Help with make this Fortran code more efficient (in HPC manner)

Hi there,

I had run into some fortran code to modify. Obviously, it was written without thinking of high performance computing and not parallelized... Now I would like to make the code "on track" and parallel. After a whole afternoon thinking, I still cannot find where to start. Can any one help me on how to HPC and parallel the code? Thank you very much.

Sharp

DO I=1,N
        DO J=1,N
         XXX= 0.0D+00
               DO K=1,N
                     DO L=1,N
                            XXX = XXX + C(K,I)*CABM(K,L)*C(L,J)
                     ENDDO
               ENDDO
               IF(I.eq.J) XXX=XXX-1.0d0
        ENDDO
 ENDDO

This one's not too hard. You're summing up all the subexpressions of I,k,j,l. Each iteration can be dine on a separate node and "reduced" to a single sum.
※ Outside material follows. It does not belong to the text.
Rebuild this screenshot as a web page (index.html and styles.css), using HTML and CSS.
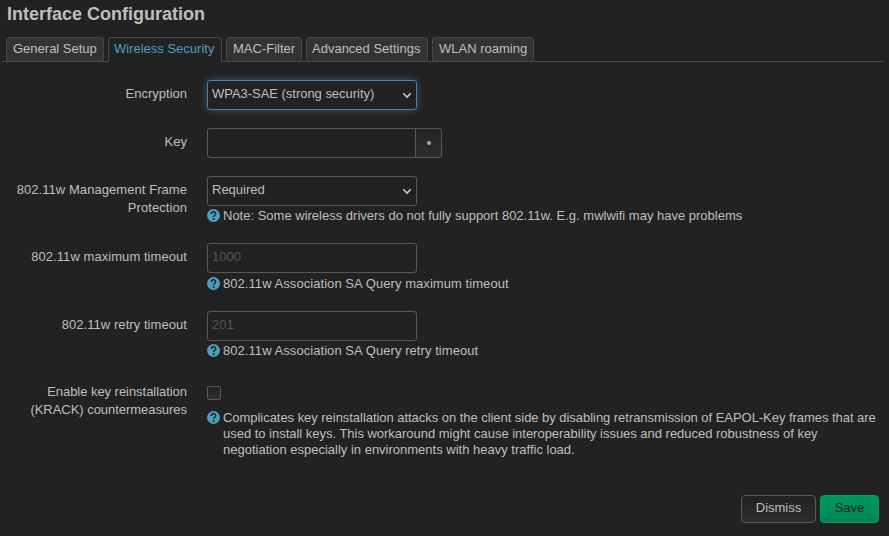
FILE: index.html
```html
<!DOCTYPE html>
<html lang="en">
<head>
<meta charset="utf-8">
<title>Interface Configuration</title>
<link rel="stylesheet" href="styles.css">
</head>
<body>
<svg width="0" height="0" class="defs"><defs>
<symbol id="help" viewBox="0 0 13 13"><circle cx="6.5" cy="6.5" r="6.5" fill="#4a9fbf"/><path d="M4.3 5C4.3 2.1 8.7 2.2 8.7 4.7C8.7 6.3 6.6 6.2 6.6 8" fill="none" stroke="#222" stroke-width="1.5"/><circle cx="6.6" cy="10.1" r="1" fill="#222"/></symbol>
<symbol id="chevron" viewBox="0 0 10 7"><path d="M1.2 1.3L5 5.1L8.8 1.3" fill="none" stroke="#ccc" stroke-width="1.5"/></symbol>
</defs></svg>
<main class="modal">
<h1>Interface Configuration</h1>
<nav class="tabs">
<a class="tab general">General Setup</a><a class="tab security active">Wireless Security</a><a class="tab filter">MAC-Filter</a><a class="tab advanced">Advanced Settings</a><a class="tab roaming">WLAN roaming</a>
</nav>
<form class="form">
<div class="row short"><label>Encryption</label><div class="field"><div class="control focused">WPA3-SAE (strong security)<svg class="chevron"><use href="#chevron"/></svg></div></div></div>
<div class="row short"><label>Key</label><div class="field"><div class="group"><div class="control key"></div><div class="reveal"><i></i></div></div></div></div>
<div class="row"><label class="wide">802.11w Management Frame Protection</label><div class="field"><div class="control">Required<svg class="chevron"><use href="#chevron"/></svg></div><div class="hint raised"><svg class="help"><use href="#help"/></svg><p>Note: Some wireless drivers do not fully support 802.11w. E.g. mwlwifi may have problems</p></div></div></div>
<div class="row tall"><label class="wide">802.11w maximum timeout</label><div class="field"><div class="control placeholder">1000</div><div class="hint"><svg class="help"><use href="#help"/></svg><p class="wide">802.11w Association SA Query maximum timeout</p></div></div></div>
<div class="row"><label class="wide">802.11w retry timeout</label><div class="field"><div class="control placeholder">201</div><div class="hint raised"><svg class="help"><use href="#help"/></svg><p class="wide">802.11w Association SA Query retry timeout</p></div></div></div>
<div class="row last"><label class="tight">Enable key reinstallation (KRACK) countermeasures</label><div class="field"><div class="check"></div><div class="hint"><svg class="help"><use href="#help"/></svg><p><span class="tight">Complicates key reinstallation attacks on the client side by disabling retransmission of EAPOL-Key frames that are</span><br><span class="snug">used to install keys. This workaround might cause interoperability issues and reduced robustness of key</span><br>negotiation especially in environments with heavy traffic load.</p></div></div></div>
</form>
<footer class="actions"><button class="button dismiss">Dismiss</button><button class="button save">Save</button></footer>
</main>
</body>
</html>
```
FILE: styles.css
```css
* { box-sizing: border-box; }
body { margin: 0; background: #222; color: #bfbfbf; font: 13px/18px "Liberation Sans", Arial, sans-serif; overflow: hidden; }
.defs { display: block; height: 0; }
.modal { height: 536px; padding: 3px 5px 0 2px; }
h1 { margin: 0; padding-left: 5px; height: 34px; font-size: 18px; line-height: 22px; }
.tabs { display: flex; gap: 4px; height: 25px; padding-left: 4px; border-bottom: 1px solid #484848; }
.tab { height: 24px; padding: 0 6px; border: 1px solid #484848; border-bottom: 0; border-radius: 4px 4px 0 0; background: #333; line-height: 22px; white-space: nowrap; }
.tab.active { height: 25px; background: #222; color: #4a9fbf; }
.general { width: 98px; }
.security { width: 114px; padding-left: 5px; }
.filter { width: 76px; }
.advanced { width: 122px; padding-left: 5px; }
.roaming { width: 102px; }
.form { padding-top: 18px; }
.row { display: flex; gap: 20px; height: 67px; }
.row.short { height: 48px; }
.row.tall { height: 68px; }
.row.last { height: 117px; }
label { width: 185px; padding: 5px 0 0 10px; text-align: right; }
.wide { letter-spacing: .06px; }
.tight { letter-spacing: -.042px; }
.snug { letter-spacing: -.02px; }
.field { flex: 1; min-width: 0; }
.control { position: relative; width: 210px; height: 30px; padding: 0 4px; border: 1px solid #585858; border-radius: 3px; line-height: 26px; }
.focused { border-color: #4d7fa8; box-shadow: 0 0 7px rgba(65, 145, 205, .5); letter-spacing: -.03px; }
.placeholder { color: #555; }
.chevron { position: absolute; right: 4px; top: 11px; width: 10px; height: 7px; }
.group { display: flex; }
.key { width: 208px; border-right: 0; border-radius: 3px 0 0 3px; }
.reveal { display: flex; align-items: center; justify-content: center; width: 27px; height: 30px; border: 1px solid #585858; border-radius: 0 3px 3px 0; background: linear-gradient(#242424, #2d2d2d); }
.reveal i { width: 4px; height: 4px; border-radius: 50%; background: #aaa; }
.hint { display: flex; gap: 3px; padding-top: 3px; line-height: 16px; }
.hint.raised { padding-top: 2px; }
.hint p { margin: 0; white-space: nowrap; }
.help { flex: none; width: 13px; height: 13px; margin-top: 1px; }
.check { width: 14px; height: 14px; margin: 8px 0 7px; border: 1px solid #585858; border-radius: 2px; background: linear-gradient(#242424, #303030); }
.actions { display: flex; justify-content: flex-end; gap: 4px; padding: 0 5px 0 0; }
.button { height: 28px; padding: 0 0 2px; border: 1px solid #585858; border-radius: 4px; font: inherit; color: inherit; background: linear-gradient(#222, #2d2d2d); }
.dismiss { width: 75px; }
.save { width: 59px; border-color: #00a066; background: linear-gradient(#009860, #008654); color: #222; }
```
Perhaps the easiest way would be to parallelize the outermost loop, splitting the task among N processors and summing each result.

Do you have an MPI environment?

Hi, yes, I do have a MPI environment. However, I am not too familiar with MPI but OpenMP. And after a few days of thinking, I think I can parallelize the code successfully using OpenMP. And you were right, the best performance I got is to parallel the outer most loop. Thank you for your help.

As I understand it, openmp is limited to parallelization on a single shared-memory node. But I may be several years out of date there.